House debates
Monday, 4 September 2023
Private Members' Business
Black Spot Program
6:00 pm
Matt Burnell (Spence, Australian Labor Party) Share this | Hansard source
I'd like to thank the member for Barker for placing a motion about the blackspot road safety program on the Notice Paper. When all is said and done, we should all care about road infrastructure, keeping our roads safe and lowering the number of fatalities and injuries that occur on roads across Australia every year. That is evident by all the contributions here in this place today. And condolences to those morning their loss, including those in the members for Riverina's and Indi's electorates.

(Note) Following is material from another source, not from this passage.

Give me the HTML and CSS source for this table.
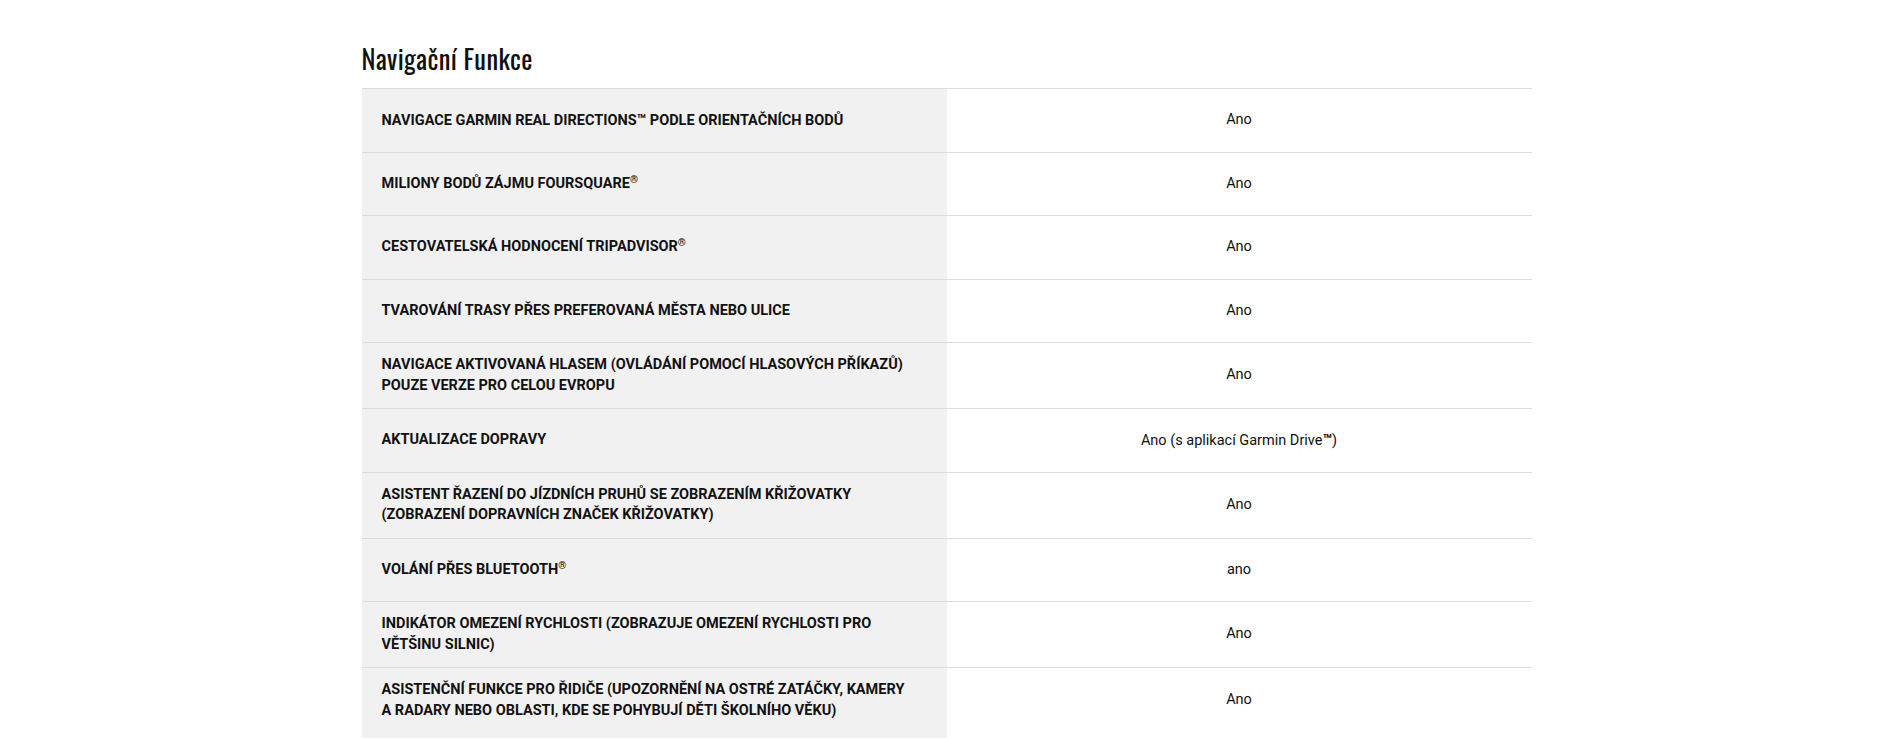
FILE: index.html
```html
<!DOCTYPE html>
<html lang="cs">
<head>
<meta charset="utf-8">
<title>Navigační Funkce</title>
<link rel="stylesheet" href="styles.css">
</head>
<body>
<main class="specs">
  <h2 class="specs-title">Navigační Funkce</h2>
  <table class="spec-table">
    <tbody>
      <tr><th>Navigace Garmin Real Directions<span class="tm">™</span> podle orientačních bodů</th><td>Ano</td></tr>
      <tr><th>Miliony bodů zájmu Foursquare<sup class="reg">®</sup></th><td>Ano</td></tr>
      <tr><th>Cestovatelská hodnocení TripAdvisor<sup class="reg">®</sup></th><td>Ano</td></tr>
      <tr><th>Tvarování trasy přes preferovaná města nebo ulice</th><td>Ano</td></tr>
      <tr><th>Navigace aktivovaná hlasem (ovládání pomocí hlasových příkazů)<br>pouze verze pro celou Evropu</th><td>Ano</td></tr>
      <tr><th>Aktualizace dopravy</th><td>Ano (s aplikací Garmin Drive<span class="tm bold">™</span>)</td></tr>
      <tr><th>Asistent řazení do jízdních pruhů se zobrazením křižovatky<br>(zobrazení dopravních značek křižovatky)</th><td>Ano</td></tr>
      <tr><th>Volání přes Bluetooth<sup class="reg">®</sup></th><td>ano</td></tr>
      <tr><th>Indikátor omezení rychlosti (zobrazuje omezení rychlosti pro<br>většinu silnic)</th><td>Ano</td></tr>
      <tr class="last"><th>Asistenční funkce pro řidiče (upozornění na ostré zatáčky, kamery<br>a radary nebo oblasti, kde se pohybují děti školního věku)</th><td>Ano</td></tr>
    </tbody>
  </table>
</main>
</body>
</html>
```
FILE: styles.css
```css
html, body {
  margin: 0;
  padding: 0;
  background: #ffffff;
}
body {
  font-family: Roboto, "Liberation Sans", Arial, sans-serif;
  color: #111111;
}
.specs {
  width: 1170px;
  margin: 0 auto;
  padding-top: 41px;
}
.specs-title {
  font-family: Oswald, "Liberation Sans Narrow", "DejaVu Sans Condensed", sans-serif;
  font-weight: 400;
  font-size: 26.5px;
  line-height: 35px;
  letter-spacing: 0.4px;
  margin: 0 0 12px 0;
  color: #111111;
}
.spec-table {
  width: 100%;
  border-collapse: collapse;
  border-top: 1px solid #dcdcdc;
}
.spec-table tr {
  border-bottom: 1px solid #dcdcdc;
}
.spec-table tr.last {
  border-bottom: 0;
}
.spec-table tr.last th,
.spec-table tr.last td {
  padding-bottom: 17px;
}
.spec-table th {
  width: 50%;
  height: 38.5px;
  background: #f1f1f1;
  text-align: left;
  font-weight: 700;
  font-size: 14.5px;
  line-height: 20.5px;
  text-transform: uppercase;
  padding: 12px 20px;
  vertical-align: middle;
  color: #111111;
}
.spec-table td {
  width: 50%;
  text-align: center;
  font-weight: 400;
  font-size: 14.5px;
  line-height: 20.5px;
  padding: 12px 20px;
  vertical-align: middle;
  color: #111111;
}
.tm {
  font-size: 1.05em;
}
.tm.bold {
  font-weight: 700;
}
.reg {
  font-size: 0.7em;
  line-height: 0;
  vertical-align: 0.45em;
}
```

According to the Bureau of Infrastructure and Transport Research Economics, blackspot projects reduce the number of crashes causing death and injury by roughly 30 per cent. There is a good quote within the National Road Safety Strategy which I'll heavily paraphrase: it calls on eliminating the fatalistic mindset whereby deaths and injuries on our roads are just an inevitable part of road use. We can't allow that.
The Black Spot Program itself was born during the time of the Hawke government, although it was put on ice by the Keating government. As the member for Barker pointed out, it has been continuously in place since 1996, when it was reintroduced under the Howard government.
Being a member from South Australia too, I am aware of a number of other titles and positions the member for Barker has held from time to time; however, a title that the member for Barker once held was that of the Chair of the South Australian Consultative Black Spot Panel, a position that he held under the previous government from 2016, if I'm not mistaken. The blackspot consultative panel system extends to all states and territories in Australia, and at face value it appears to be a fundamentally sound system to have in place to better identify the areas that most need funding through the program.
During the course of this debate we have heard from three panel chairs of their respective states and territories, being the member for Solomon, the member for Lyons and the member for Bendigo. They were also joined by their fellow panel chairs from this side of the chamber—the members for Gilmore; Blair; Fremantle; Canberra; and, from my home state, Makin. These panels are constituted similarly but have a few distinctions, given the local variants of infrastructure, motorists and road safety groups across the country.
On the South Australia panel sits the member for Makin with delegates from the Local Government Association of South Australia; the RAA; the South Australian Road Transport Association; the SA Police; the SA Freight Council; the Traffic Management Association of Australia; the Department for Infrastructure and Transport; and a representative for South Australia's minister for road safety, Joe Szakacs.
In fact, less than two months ago, I was delighted to be joined by the panel chair the member for Makin when the assistant minister for infrastructure was in Adelaide to announce 17 projects that were receiving funding under the Black Spot Program in 2023-24. We were also joined by Tom Koutsantonis, the South Australia Minister for Infrastructure and Transport; Tony Piccolo, the state member for Light; Mayor Glenn Docherty and Mayor Karen Redman of the city of Playford and the town of Gawler respectively. We all converged upon the not-all-too-quiet intersection between Dalkeith and Stebonheath roads out in Kudla, located in my electorate of Spence. This was to announce that the Black Spot Program would be funding the installation of a roundabout at this location to the tune of almost $2 million from a total of $5.9 million across 17 announced successful projects. This project is one of concern to many local residents who travel down that intersection every day.
But I wouldn't be a good local member if I didn't say that this is just a drop in the ocean for the road funding that would fix many of the issues faced by motorists in the north of Adelaide. I'll even go so far as to be collegial with the member for Barker and, for that matter, the member for Grey also. It is especially important given that many road users will traverse through their electorates to get to mine or travel further onwards into metropolitan Adelaide and vice versa. A good example that comes to mind would be a heavy vehicle operator, many of whom I represented as a Transport Workers Union official before my time in parliament.
However, this unity ticket waivers a bit when I see the member for Barker speaking of the need to change the rules to make the process of applying easier, yet he thought better of doing so in the many long years he was at the coalface as the chair of South Australia's blackspot panel. As a member so loud to both praise and criticise, he was eerily silent about this. He was keeping it a secret. I wonder why.
The member for Barker left the chamber earlier. One thing that was pointed out to me early on, by the member for Riverina, when I was elected to this place last year was: when it's that big of a matter to you, you usually stay in the chamber as a matter of courtesy to hear the entire debate.